Stated problem
Exactly as written, write out the lines below from the first to the one containing "14, 15, 16];", inclusive. Pictures do not belong in the copy.

Data

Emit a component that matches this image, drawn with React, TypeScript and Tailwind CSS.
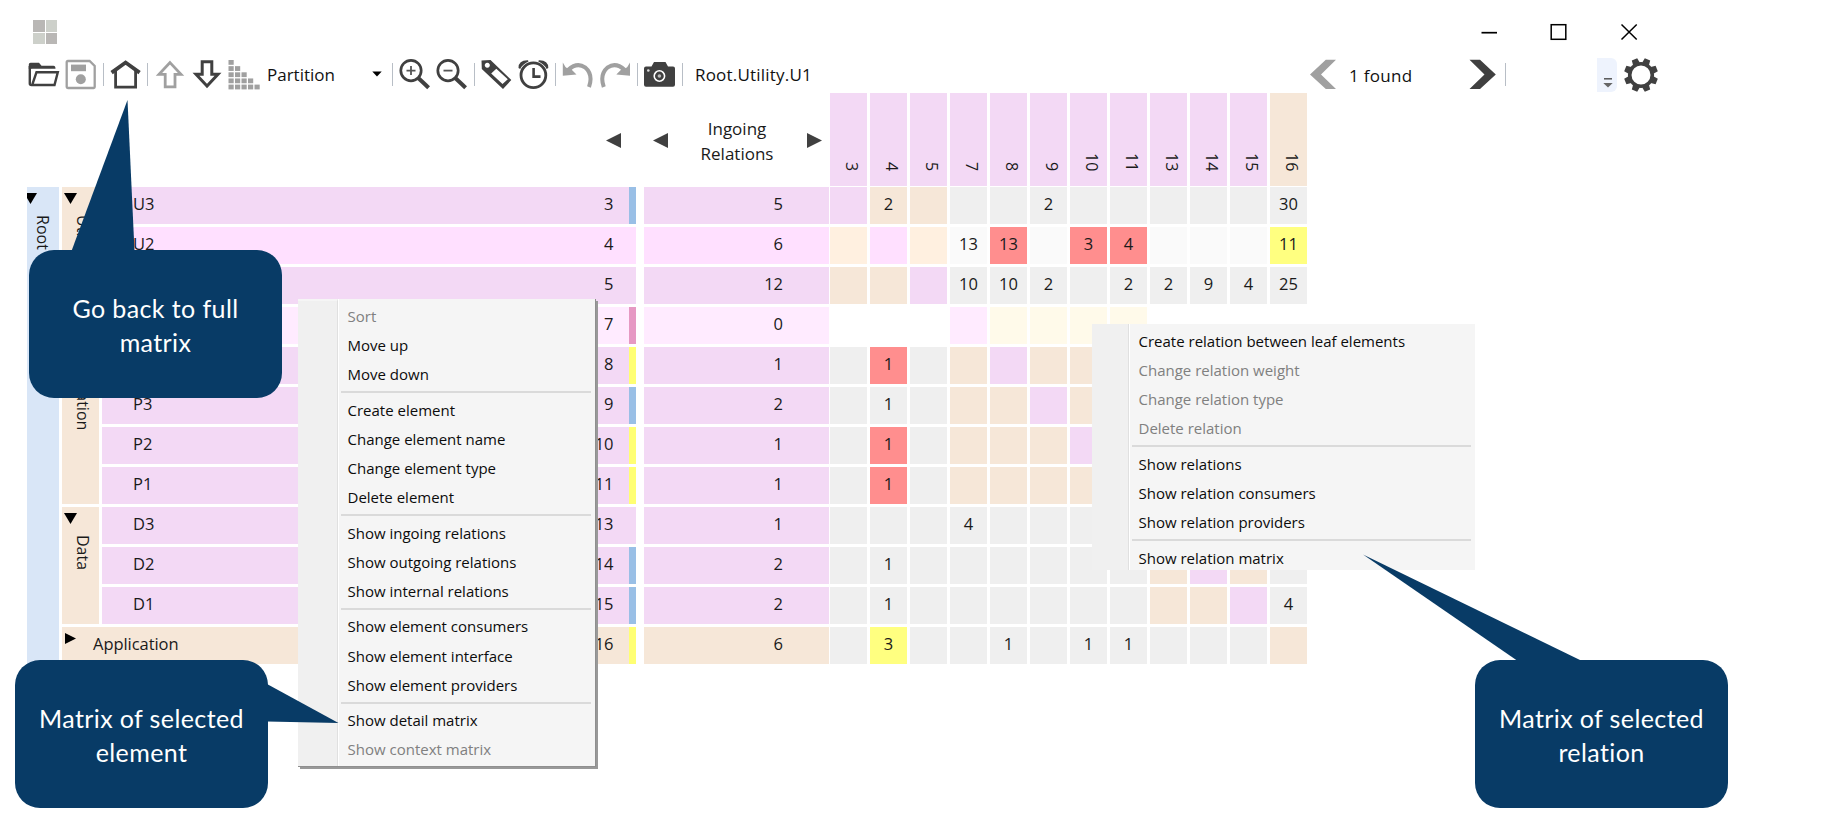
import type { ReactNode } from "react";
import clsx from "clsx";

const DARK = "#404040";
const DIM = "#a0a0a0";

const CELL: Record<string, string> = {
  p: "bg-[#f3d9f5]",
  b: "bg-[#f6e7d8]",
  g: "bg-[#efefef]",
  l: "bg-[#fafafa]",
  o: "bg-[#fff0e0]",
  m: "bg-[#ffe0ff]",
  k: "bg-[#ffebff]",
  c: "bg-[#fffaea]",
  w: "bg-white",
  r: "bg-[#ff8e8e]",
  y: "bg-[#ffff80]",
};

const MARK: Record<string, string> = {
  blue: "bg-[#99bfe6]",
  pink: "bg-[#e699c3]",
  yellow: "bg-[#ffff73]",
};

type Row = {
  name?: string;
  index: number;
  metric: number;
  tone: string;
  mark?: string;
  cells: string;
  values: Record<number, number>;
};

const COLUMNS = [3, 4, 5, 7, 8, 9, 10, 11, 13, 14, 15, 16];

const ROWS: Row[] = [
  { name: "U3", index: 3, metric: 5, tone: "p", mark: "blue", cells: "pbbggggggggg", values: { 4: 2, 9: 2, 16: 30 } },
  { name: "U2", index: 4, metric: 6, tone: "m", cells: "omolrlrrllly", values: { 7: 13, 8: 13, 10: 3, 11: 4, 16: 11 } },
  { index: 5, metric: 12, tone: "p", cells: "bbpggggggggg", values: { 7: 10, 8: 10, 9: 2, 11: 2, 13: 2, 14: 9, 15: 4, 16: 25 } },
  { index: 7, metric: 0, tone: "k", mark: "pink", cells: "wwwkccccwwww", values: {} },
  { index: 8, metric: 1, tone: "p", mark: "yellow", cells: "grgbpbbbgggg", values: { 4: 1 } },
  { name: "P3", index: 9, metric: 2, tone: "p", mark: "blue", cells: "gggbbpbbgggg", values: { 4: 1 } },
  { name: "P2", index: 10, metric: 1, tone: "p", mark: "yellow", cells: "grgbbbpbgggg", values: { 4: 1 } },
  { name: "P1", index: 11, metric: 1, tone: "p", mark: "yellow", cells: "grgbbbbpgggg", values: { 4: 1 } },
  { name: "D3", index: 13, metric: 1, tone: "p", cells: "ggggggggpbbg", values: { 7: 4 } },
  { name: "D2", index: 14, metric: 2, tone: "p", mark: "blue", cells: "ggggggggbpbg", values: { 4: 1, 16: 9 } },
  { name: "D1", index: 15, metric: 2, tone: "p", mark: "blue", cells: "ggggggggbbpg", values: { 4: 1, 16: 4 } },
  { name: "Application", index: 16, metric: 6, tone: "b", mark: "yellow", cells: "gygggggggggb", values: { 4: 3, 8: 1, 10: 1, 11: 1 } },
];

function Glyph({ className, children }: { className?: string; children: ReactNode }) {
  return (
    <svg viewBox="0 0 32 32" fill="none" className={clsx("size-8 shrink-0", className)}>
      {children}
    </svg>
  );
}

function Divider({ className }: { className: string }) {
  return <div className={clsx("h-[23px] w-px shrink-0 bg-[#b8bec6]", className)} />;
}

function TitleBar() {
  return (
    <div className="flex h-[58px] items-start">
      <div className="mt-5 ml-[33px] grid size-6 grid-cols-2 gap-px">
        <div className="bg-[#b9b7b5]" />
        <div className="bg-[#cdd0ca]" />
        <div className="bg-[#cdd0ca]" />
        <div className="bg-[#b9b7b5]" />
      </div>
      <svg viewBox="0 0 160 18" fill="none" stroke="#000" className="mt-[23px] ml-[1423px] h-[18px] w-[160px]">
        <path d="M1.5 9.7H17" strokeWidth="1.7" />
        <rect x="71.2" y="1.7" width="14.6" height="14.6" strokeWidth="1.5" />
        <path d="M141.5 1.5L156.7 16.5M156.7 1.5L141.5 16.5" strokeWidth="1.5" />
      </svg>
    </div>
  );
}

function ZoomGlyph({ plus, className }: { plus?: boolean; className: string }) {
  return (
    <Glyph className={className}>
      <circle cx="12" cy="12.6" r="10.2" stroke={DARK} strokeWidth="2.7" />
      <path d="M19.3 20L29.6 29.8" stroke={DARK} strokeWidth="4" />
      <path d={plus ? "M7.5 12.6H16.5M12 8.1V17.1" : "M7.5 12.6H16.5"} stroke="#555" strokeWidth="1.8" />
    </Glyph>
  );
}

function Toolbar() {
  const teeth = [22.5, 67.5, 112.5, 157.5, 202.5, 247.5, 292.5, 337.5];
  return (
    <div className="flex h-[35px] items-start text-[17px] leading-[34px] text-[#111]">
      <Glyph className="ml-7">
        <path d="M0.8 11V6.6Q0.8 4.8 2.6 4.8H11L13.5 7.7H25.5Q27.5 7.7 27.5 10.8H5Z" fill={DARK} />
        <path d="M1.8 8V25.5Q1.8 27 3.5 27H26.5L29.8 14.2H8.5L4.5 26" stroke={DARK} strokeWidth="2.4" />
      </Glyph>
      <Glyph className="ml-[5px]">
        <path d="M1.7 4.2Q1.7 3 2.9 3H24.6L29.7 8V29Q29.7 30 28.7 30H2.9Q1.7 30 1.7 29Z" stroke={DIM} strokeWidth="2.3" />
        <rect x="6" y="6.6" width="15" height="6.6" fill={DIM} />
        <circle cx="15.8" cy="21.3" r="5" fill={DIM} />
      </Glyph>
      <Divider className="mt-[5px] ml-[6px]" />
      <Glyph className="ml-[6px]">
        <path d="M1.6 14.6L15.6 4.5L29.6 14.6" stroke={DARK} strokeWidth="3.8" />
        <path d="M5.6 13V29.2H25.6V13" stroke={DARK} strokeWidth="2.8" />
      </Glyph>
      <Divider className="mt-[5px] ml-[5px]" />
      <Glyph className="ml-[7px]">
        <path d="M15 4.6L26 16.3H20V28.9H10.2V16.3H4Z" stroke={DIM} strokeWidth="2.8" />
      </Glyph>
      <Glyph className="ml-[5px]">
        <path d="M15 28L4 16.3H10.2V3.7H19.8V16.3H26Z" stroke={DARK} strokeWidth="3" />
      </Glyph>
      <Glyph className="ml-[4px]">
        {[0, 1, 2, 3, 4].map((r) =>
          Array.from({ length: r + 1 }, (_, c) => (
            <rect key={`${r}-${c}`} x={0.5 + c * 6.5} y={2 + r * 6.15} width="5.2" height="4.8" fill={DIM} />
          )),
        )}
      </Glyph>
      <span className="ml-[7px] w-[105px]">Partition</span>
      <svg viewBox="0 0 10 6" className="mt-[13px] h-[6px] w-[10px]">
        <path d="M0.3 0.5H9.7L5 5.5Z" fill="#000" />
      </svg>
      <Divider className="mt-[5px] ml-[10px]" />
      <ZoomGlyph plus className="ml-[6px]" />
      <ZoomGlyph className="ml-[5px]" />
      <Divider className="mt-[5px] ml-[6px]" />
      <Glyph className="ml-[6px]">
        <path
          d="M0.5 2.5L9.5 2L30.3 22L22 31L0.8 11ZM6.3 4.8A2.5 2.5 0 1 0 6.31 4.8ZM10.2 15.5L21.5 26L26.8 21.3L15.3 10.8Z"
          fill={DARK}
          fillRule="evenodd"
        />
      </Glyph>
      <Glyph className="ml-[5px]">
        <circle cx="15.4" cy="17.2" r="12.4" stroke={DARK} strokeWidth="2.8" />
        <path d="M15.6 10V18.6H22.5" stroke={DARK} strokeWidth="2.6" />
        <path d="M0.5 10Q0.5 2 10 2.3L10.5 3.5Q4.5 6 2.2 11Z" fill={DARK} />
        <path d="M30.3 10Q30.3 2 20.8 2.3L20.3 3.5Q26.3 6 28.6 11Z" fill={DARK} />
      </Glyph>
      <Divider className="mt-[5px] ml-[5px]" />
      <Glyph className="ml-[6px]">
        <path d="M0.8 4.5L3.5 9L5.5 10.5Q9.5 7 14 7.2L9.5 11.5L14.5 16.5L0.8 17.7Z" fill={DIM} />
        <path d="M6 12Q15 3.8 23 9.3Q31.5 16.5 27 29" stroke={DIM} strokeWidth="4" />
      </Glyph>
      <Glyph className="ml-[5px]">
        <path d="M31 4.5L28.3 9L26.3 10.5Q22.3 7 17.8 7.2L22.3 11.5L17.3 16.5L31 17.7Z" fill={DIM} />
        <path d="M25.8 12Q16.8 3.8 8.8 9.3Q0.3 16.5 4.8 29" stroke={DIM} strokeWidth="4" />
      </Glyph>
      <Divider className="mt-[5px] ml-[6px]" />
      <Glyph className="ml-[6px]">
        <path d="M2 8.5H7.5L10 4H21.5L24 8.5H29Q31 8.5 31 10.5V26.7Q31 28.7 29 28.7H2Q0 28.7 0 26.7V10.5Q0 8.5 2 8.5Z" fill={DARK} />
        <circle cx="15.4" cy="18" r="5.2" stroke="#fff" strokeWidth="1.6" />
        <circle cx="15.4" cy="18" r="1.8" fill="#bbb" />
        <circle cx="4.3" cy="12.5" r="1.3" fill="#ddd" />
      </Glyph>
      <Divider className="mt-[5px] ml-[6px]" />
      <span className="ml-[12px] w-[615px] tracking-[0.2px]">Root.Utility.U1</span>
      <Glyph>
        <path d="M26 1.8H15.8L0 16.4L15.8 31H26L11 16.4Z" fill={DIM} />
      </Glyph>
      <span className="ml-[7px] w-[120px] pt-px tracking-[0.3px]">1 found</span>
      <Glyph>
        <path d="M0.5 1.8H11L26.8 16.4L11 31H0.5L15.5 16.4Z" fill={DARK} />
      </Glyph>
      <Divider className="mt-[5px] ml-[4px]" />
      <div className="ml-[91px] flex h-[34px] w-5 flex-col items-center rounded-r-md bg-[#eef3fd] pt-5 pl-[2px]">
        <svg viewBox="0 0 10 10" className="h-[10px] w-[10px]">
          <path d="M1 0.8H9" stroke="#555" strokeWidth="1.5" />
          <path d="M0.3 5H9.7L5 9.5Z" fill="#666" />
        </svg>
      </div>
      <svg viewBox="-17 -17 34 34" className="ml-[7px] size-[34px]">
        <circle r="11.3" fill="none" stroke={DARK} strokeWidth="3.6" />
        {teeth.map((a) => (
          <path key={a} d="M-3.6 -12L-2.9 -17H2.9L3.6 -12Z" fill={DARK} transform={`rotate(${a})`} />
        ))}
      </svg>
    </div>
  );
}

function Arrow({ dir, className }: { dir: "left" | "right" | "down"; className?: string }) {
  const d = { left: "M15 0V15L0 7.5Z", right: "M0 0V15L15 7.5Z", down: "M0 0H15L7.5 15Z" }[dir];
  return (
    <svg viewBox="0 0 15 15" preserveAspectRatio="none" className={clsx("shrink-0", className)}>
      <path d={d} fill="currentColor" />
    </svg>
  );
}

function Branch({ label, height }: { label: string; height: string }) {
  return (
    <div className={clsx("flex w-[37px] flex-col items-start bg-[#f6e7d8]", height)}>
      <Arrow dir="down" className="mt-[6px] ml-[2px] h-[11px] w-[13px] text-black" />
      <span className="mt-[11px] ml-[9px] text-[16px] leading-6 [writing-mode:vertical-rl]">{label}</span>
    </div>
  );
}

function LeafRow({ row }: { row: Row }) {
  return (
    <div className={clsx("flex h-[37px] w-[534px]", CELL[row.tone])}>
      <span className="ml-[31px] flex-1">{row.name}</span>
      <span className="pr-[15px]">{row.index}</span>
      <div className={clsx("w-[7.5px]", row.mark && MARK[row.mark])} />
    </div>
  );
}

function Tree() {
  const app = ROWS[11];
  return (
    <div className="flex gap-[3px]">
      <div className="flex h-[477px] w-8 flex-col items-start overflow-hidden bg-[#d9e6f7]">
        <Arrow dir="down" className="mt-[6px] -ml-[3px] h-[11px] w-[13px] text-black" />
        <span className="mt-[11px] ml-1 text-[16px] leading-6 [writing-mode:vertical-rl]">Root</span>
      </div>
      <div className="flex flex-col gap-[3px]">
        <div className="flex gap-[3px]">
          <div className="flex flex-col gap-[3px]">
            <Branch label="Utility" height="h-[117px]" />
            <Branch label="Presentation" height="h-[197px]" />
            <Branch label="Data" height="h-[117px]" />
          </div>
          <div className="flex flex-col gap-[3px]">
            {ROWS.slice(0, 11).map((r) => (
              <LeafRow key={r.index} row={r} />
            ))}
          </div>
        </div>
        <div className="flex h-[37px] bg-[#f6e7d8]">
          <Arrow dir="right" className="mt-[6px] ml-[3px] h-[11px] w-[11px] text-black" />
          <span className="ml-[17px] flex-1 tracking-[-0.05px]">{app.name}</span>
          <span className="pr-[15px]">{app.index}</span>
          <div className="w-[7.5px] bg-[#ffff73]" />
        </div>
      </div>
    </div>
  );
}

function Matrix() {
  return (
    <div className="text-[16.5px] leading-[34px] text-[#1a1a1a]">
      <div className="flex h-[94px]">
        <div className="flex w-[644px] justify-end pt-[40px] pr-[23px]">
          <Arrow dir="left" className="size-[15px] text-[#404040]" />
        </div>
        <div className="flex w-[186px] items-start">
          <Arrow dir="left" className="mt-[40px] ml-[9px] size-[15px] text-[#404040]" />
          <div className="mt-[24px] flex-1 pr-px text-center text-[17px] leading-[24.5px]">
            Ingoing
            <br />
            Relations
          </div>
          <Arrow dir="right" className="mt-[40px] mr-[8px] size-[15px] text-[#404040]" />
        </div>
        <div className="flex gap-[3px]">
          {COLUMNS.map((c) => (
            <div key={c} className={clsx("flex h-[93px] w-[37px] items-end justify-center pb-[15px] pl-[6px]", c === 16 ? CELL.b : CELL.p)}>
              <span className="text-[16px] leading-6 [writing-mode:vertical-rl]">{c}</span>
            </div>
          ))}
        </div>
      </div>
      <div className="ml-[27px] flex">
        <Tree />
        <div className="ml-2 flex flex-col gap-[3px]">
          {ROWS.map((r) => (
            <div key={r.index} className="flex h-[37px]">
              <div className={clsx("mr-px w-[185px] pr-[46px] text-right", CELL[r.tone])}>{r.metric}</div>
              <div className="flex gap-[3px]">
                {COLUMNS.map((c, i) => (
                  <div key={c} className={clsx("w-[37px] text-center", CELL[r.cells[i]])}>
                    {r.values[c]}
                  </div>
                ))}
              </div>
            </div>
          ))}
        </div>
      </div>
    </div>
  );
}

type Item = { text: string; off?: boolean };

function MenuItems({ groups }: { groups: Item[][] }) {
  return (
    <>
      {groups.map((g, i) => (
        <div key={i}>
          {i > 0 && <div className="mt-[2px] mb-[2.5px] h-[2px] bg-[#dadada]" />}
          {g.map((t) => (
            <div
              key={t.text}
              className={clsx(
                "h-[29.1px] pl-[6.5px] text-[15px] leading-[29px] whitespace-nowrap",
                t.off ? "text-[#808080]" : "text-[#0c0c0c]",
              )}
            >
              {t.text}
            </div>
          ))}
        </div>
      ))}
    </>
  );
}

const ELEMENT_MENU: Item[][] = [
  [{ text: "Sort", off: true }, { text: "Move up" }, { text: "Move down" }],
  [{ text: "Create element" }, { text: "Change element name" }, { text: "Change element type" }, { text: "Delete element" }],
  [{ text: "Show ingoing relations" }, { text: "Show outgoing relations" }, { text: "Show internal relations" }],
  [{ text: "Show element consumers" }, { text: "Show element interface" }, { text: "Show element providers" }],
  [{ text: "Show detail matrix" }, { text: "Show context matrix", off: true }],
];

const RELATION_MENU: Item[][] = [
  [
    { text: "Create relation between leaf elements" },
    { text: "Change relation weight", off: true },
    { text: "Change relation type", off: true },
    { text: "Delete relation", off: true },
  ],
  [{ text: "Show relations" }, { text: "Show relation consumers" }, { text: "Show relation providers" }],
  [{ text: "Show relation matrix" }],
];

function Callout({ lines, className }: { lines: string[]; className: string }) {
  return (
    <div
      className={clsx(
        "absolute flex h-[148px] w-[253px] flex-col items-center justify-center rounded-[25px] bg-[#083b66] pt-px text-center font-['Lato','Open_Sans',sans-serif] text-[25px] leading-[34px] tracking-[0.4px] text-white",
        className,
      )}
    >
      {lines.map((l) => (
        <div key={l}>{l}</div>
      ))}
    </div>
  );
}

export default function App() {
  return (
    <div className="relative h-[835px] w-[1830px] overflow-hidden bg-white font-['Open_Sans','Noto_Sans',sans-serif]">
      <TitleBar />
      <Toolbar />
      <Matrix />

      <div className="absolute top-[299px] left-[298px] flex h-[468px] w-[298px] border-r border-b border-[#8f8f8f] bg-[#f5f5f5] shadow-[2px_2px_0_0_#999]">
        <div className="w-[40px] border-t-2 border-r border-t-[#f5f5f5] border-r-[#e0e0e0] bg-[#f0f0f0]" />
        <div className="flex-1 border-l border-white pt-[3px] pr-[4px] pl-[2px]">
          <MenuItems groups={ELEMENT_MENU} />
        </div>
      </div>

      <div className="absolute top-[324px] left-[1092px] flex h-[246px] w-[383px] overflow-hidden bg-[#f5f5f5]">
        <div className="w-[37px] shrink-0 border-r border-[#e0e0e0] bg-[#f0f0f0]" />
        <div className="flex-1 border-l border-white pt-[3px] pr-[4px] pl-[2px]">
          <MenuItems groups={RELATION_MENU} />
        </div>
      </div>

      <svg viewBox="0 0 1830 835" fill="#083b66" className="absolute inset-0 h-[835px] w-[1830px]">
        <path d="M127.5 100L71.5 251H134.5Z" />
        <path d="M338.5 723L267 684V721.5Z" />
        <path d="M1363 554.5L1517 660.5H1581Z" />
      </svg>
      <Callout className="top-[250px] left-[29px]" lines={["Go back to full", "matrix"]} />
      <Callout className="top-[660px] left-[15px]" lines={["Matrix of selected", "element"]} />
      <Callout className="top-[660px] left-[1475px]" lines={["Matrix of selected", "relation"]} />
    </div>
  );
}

Task solution
Emit a component that matches this image, drawn with React, TypeScript and Tailwind CSS.
import type { ReactNode } from "react";
import clsx from "clsx";

const DARK = "#404040";
const DIM = "#a0a0a0";

const CELL: Record<string, string> = {
  p: "bg-[#f3d9f5]",
  b: "bg-[#f6e7d8]",
  g: "bg-[#efefef]",
  l: "bg-[#fafafa]",
  o: "bg-[#fff0e0]",
  m: "bg-[#ffe0ff]",
  k: "bg-[#ffebff]",
  c: "bg-[#fffaea]",
  w: "bg-white",
  r: "bg-[#ff8e8e]",
  y: "bg-[#ffff80]",
};

const MARK: Record<string, string> = {
  blue: "bg-[#99bfe6]",
  pink: "bg-[#e699c3]",
  yellow: "bg-[#ffff73]",
};

type Row = {
  name?: string;
  index: number;
  metric: number;
  tone: string;
  mark?: string;
  cells: string;
  values: Record<number, number>;
};

const COLUMNS = [3, 4, 5, 7, 8, 9, 10, 11, 13, 14, 15, 16];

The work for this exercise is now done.